>> Begin Exercise materials

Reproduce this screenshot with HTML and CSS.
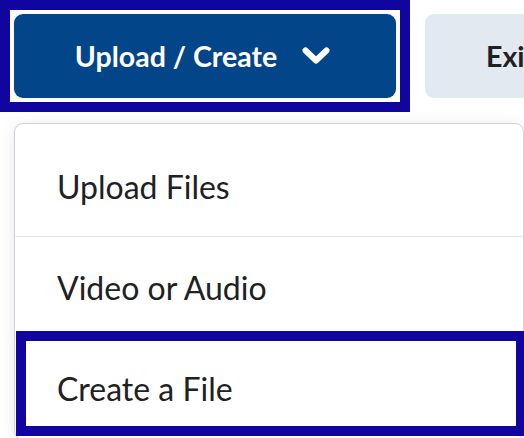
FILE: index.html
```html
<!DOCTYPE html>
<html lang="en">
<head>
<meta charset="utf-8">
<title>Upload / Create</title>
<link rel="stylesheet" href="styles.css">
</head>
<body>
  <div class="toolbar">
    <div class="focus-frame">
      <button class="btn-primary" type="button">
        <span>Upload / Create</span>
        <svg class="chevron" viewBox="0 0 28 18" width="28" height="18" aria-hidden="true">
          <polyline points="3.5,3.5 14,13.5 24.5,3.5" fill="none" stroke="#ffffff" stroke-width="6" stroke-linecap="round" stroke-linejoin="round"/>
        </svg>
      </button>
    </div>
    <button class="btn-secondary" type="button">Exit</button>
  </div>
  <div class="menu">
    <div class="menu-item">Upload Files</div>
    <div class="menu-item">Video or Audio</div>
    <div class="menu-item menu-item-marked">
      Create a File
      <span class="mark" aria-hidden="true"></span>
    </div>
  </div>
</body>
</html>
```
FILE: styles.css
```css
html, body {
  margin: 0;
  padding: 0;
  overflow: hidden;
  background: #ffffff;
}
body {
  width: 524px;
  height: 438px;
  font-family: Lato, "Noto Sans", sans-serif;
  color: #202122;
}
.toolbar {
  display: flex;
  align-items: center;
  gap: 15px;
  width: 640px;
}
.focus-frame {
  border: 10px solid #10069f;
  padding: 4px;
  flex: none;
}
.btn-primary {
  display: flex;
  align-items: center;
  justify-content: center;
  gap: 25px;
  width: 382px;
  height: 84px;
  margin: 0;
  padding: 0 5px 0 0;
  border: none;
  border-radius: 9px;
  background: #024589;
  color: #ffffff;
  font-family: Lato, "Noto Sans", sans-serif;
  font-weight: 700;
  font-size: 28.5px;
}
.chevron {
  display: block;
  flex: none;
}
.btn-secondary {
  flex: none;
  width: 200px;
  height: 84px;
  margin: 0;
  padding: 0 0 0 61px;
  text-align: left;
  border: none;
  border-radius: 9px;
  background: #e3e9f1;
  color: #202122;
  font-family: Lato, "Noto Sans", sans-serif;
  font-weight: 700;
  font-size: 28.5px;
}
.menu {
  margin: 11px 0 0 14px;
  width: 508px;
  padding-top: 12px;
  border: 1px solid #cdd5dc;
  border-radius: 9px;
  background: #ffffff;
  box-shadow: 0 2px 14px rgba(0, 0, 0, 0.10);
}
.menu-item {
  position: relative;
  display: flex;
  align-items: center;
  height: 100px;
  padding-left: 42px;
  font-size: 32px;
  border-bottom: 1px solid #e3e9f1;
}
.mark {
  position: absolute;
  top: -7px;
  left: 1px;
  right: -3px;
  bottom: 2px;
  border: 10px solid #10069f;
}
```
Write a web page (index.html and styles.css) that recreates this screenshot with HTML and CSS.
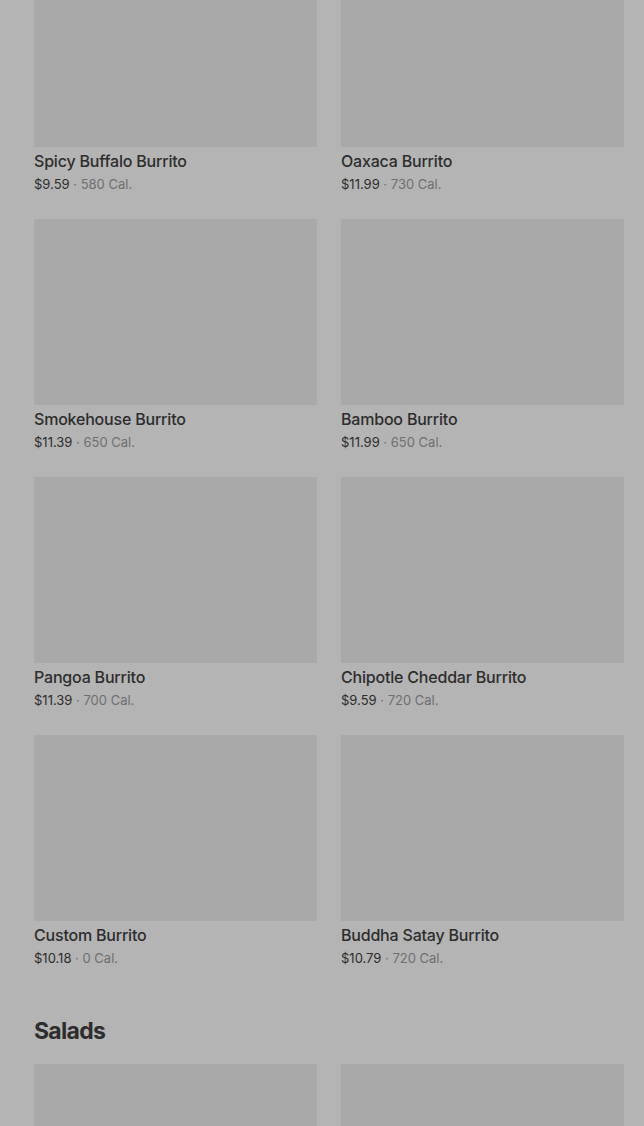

>> End Exercise materials

» **Written instruction**
Every record above should come back exactly, but without its pictures.

» **Full answer**
Reproduce this screenshot with HTML and CSS.
FILE: index.html
```html
<!DOCTYPE html>
<html lang="en">
<head>
<meta charset="utf-8">
<title>Upload / Create</title>
<link rel="stylesheet" href="styles.css">
</head>
<body>
  <div class="toolbar">
    <div class="focus-frame">
      <button class="btn-primary" type="button">
        <span>Upload / Create</span>
        <svg class="chevron" viewBox="0 0 28 18" width="28" height="18" aria-hidden="true">
          <polyline points="3.5,3.5 14,13.5 24.5,3.5" fill="none" stroke="#ffffff" stroke-width="6" stroke-linecap="round" stroke-linejoin="round"/>
        </svg>
      </button>
    </div>
    <button class="btn-secondary" type="button">Exit</button>
  </div>
  <div class="menu">
    <div class="menu-item">Upload Files</div>
    <div class="menu-item">Video or Audio</div>
    <div class="menu-item menu-item-marked">
      Create a File
      <span class="mark" aria-hidden="true"></span>
    </div>
  </div>
</body>
</html>
```
FILE: styles.css
```css
html, body {
  margin: 0;
  padding: 0;
  overflow: hidden;
  background: #ffffff;
}
body {
  width: 524px;
  height: 438px;
  font-family: Lato, "Noto Sans", sans-serif;
  color: #202122;
}
.toolbar {
  display: flex;
  align-items: center;
  gap: 15px;
  width: 640px;
}
.focus-frame {
  border: 10px solid #10069f;
  padding: 4px;
  flex: none;
}
.btn-primary {
  display: flex;
  align-items: center;
  justify-content: center;
  gap: 25px;
  width: 382px;
  height: 84px;
  margin: 0;
  padding: 0 5px 0 0;
  border: none;
  border-radius: 9px;
  background: #024589;
  color: #ffffff;
  font-family: Lato, "Noto Sans", sans-serif;
  font-weight: 700;
  font-size: 28.5px;
}
.chevron {
  display: block;
  flex: none;
}
.btn-secondary {
  flex: none;
  width: 200px;
  height: 84px;
  margin: 0;
  padding: 0 0 0 61px;
  text-align: left;
  border: none;
  border-radius: 9px;
  background: #e3e9f1;
  color: #202122;
  font-family: Lato, "Noto Sans", sans-serif;
  font-weight: 700;
  font-size: 28.5px;
}
.menu {
  margin: 11px 0 0 14px;
  width: 508px;
  padding-top: 12px;
  border: 1px solid #cdd5dc;
  border-radius: 9px;
  background: #ffffff;
  box-shadow: 0 2px 14px rgba(0, 0, 0, 0.10);
}
.menu-item {
  position: relative;
  display: flex;
  align-items: center;
  height: 100px;
  padding-left: 42px;
  font-size: 32px;
  border-bottom: 1px solid #e3e9f1;
}
.mark {
  position: absolute;
  top: -7px;
  left: 1px;
  right: -3px;
  bottom: 2px;
  border: 10px solid #10069f;
}
```
Write a web page (index.html and styles.css) that recreates this screenshot with HTML and CSS.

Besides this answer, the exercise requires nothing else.